Carlo Collodi, pseudonimo di Carlo Lorenzini (Firenze 1826-1890), quindi, pur sapendo di scrivere per un pubblico di bambini si lascia trasportare dal ‘pennello’ e ritrae se stesso e la società dell’epoca con le sue contraddizioni vissute sulla propria pelle di giornalista di ceto sociale non abbastanza alto, anche se accettato per il valore della sua ‘penna’: persona di grande sensibilità, reagisce ai disagi e alle delusioni con alcool, assenzio, giochi d’azzardo…
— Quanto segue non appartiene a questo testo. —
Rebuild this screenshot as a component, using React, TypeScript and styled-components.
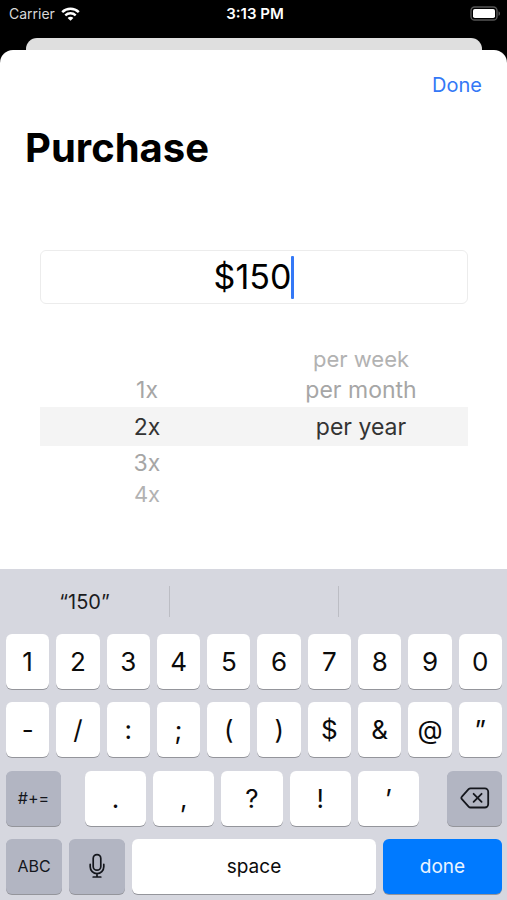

Lo scrittore e giornalista è primogenito di una famiglia al servizio dei marchesi Ginori: cuoco il padre e la madre sarta (pur se diplomata maestra elementare) prima dei Garzoni Venturi e poi dei Ginori. Molto importante nella vita del nostro la figura materna, bella, forte e originaria di Veneri – vicino a Collodi dove si trova la tenuta che ispira al nostro lo pseudonimo con cui è conosciuto a livello planetario – molto legata al proprio figlio su cui esercita notevole influsso e alla marchesa che ospita il giovane e non facile Carlo nel suo palazzo fiorentino sostenendolo negli studi dopo che trascorsi cinque anni in seminario segue lezioni di filosofia e retorica nel capoluogo toscano.
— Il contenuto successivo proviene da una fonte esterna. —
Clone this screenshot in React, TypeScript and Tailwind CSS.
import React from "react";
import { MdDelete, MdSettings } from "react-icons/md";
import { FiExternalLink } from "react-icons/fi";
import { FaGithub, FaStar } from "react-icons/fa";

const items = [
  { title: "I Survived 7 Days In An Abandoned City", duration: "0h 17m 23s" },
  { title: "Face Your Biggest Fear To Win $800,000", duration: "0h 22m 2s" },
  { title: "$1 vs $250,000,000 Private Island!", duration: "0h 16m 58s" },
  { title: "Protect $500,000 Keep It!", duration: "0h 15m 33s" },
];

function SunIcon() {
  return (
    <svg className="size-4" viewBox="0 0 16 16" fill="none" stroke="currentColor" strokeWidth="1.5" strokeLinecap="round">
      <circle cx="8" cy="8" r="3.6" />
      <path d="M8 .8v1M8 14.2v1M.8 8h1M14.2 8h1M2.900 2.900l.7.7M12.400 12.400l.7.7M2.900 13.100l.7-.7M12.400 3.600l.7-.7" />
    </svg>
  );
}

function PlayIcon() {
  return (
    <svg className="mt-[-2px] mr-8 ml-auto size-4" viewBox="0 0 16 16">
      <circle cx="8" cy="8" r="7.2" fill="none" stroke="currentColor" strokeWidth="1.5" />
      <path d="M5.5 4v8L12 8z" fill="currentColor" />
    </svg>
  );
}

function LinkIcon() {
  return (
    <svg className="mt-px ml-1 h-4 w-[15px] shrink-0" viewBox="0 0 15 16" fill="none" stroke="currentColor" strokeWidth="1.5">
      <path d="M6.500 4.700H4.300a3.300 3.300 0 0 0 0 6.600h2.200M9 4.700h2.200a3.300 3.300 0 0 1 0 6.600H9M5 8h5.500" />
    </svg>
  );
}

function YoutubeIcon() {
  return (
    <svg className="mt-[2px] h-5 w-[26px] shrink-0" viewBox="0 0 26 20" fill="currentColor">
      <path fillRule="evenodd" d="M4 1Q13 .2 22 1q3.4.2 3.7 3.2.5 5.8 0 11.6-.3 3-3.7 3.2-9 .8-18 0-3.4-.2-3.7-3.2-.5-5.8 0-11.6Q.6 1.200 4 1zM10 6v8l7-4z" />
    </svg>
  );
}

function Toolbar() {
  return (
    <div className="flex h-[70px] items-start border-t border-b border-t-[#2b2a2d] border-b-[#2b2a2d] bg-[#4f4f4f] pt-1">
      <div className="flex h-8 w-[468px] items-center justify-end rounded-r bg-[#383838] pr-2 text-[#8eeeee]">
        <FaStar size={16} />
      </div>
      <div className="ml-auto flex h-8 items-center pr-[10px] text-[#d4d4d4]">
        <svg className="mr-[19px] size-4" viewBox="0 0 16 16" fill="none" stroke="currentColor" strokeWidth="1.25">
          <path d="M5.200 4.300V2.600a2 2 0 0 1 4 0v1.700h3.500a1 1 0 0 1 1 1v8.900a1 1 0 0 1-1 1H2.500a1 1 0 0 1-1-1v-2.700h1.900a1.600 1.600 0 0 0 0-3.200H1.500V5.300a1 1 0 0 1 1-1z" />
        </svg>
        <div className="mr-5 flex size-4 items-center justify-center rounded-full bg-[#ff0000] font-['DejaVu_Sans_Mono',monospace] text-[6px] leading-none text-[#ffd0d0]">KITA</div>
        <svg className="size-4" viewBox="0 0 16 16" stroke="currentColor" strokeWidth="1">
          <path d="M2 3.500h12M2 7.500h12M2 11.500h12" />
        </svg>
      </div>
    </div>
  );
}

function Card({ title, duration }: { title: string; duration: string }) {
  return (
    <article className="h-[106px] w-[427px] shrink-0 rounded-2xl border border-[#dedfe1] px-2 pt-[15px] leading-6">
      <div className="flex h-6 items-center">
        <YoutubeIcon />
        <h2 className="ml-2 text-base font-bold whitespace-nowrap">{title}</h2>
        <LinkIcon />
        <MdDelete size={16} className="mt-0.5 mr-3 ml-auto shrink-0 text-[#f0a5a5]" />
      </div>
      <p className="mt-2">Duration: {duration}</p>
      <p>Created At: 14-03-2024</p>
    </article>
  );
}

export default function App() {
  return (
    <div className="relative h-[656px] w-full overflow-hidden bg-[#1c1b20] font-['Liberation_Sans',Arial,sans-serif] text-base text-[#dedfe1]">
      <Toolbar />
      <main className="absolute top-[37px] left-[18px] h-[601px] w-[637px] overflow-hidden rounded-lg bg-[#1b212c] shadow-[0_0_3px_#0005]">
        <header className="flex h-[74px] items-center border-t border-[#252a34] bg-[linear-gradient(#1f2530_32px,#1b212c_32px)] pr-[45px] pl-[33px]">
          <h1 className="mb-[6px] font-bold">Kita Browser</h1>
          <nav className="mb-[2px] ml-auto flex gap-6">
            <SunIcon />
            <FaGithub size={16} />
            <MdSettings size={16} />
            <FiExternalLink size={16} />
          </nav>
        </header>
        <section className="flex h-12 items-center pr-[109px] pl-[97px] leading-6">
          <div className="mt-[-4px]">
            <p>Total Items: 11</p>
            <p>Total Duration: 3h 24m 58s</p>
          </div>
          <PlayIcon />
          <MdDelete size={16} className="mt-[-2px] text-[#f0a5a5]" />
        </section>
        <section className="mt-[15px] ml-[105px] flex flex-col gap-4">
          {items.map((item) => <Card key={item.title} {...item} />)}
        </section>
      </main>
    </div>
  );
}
Nel 1844, Collodi lascia gli studi e va a lavorare come commesso nella libreria Piatti dove entra in contatto con l’affascinante mondo dei libri, scrive, diviene redattore e collabora con diverse riviste. Mazziniano, partecipa alle rivolte risorgimentali del 1848-49 e alla Seconda Guerra d’indipendenza. Divenuto censore teatrale, si occupa insieme ad altri della redazione di un vocabolario di lingua parlata e ancora della traduzione di fiabe francesi.
Scrive un po’ per gioco, ma con scarso entusiasmo verso il suo ipotetico pubblico di bambini la prima puntata (pubblicata poi insieme alle successive in un volume nel 1883) de Le avventure di Pinocchio Storia di un burattino che compare nel 1881 sul Giornale per i bambini, pioniere dei periodici del genere e supplemento settimanale del quotidiano Il Fanfulla.
Pinocchio inizialmente si conclude con l’impiccagione e la morte del burattino appeso a una quercia dal Gatto e dalla Volpe e saranno le proteste dei piccoli lettori a persuadere l’autore a proseguire la narrazione fino alla metamorfosi del burattino in bambino.
Il romanzo, malgrado sia visto con sospetto dagli educatori dell’epoca che lo considerano sconveniente per i piccoli di un certo ceto sociale, in pochissimo tempo complici anche critiche favorevoli raggiunge grandi successi di vendita divenendo nel tempo un classico tradotto in 260 tra lingue e dialetti.
La locandina dello spettacolo di Latella recita da e non di Collodi a indicare analisi, indagini, studi e approfondimenti compiuti dal regista che ha operato sul testo sulla scia delle numerose e diverse interpretazioni di cui è stato soggetto. Dalla dissezione latelliana, che per esigenze teatrali ha eliminato alcuni personaggi, emergono una crudezza e una tristezza ancora più profonde colorate di grottesco per cui lo spettacolo risulta adatto per adulti che vogliano seguire come nascono il ragionamento e la maturità: risulterà sicuramente più godibile se, prima di vederlo, si è riletto con attenzione il testo collodiano.
Tenero e insieme angosciato, ansioso e dolente il Pinocchio – adulto oberato dal ciocco di legno da cui vuole con tutte le proprie forze liberarsi quasi attraverso un processo di purificazione o di crescita – interpretato dal bravissimo Christian La Rosa in continua dialettica consenziente e dissenziente, obbediente e disobbediente con Geppetto, un padre presente e assente come è stato il padre di Collodi e i numerosi padri che sono fuggiti dai propri figli, semplici strumenti del loro ego: dove termina l’egoismo paterno e dove inizia quello dei figli? Non siamo forse tutti Pinocchio?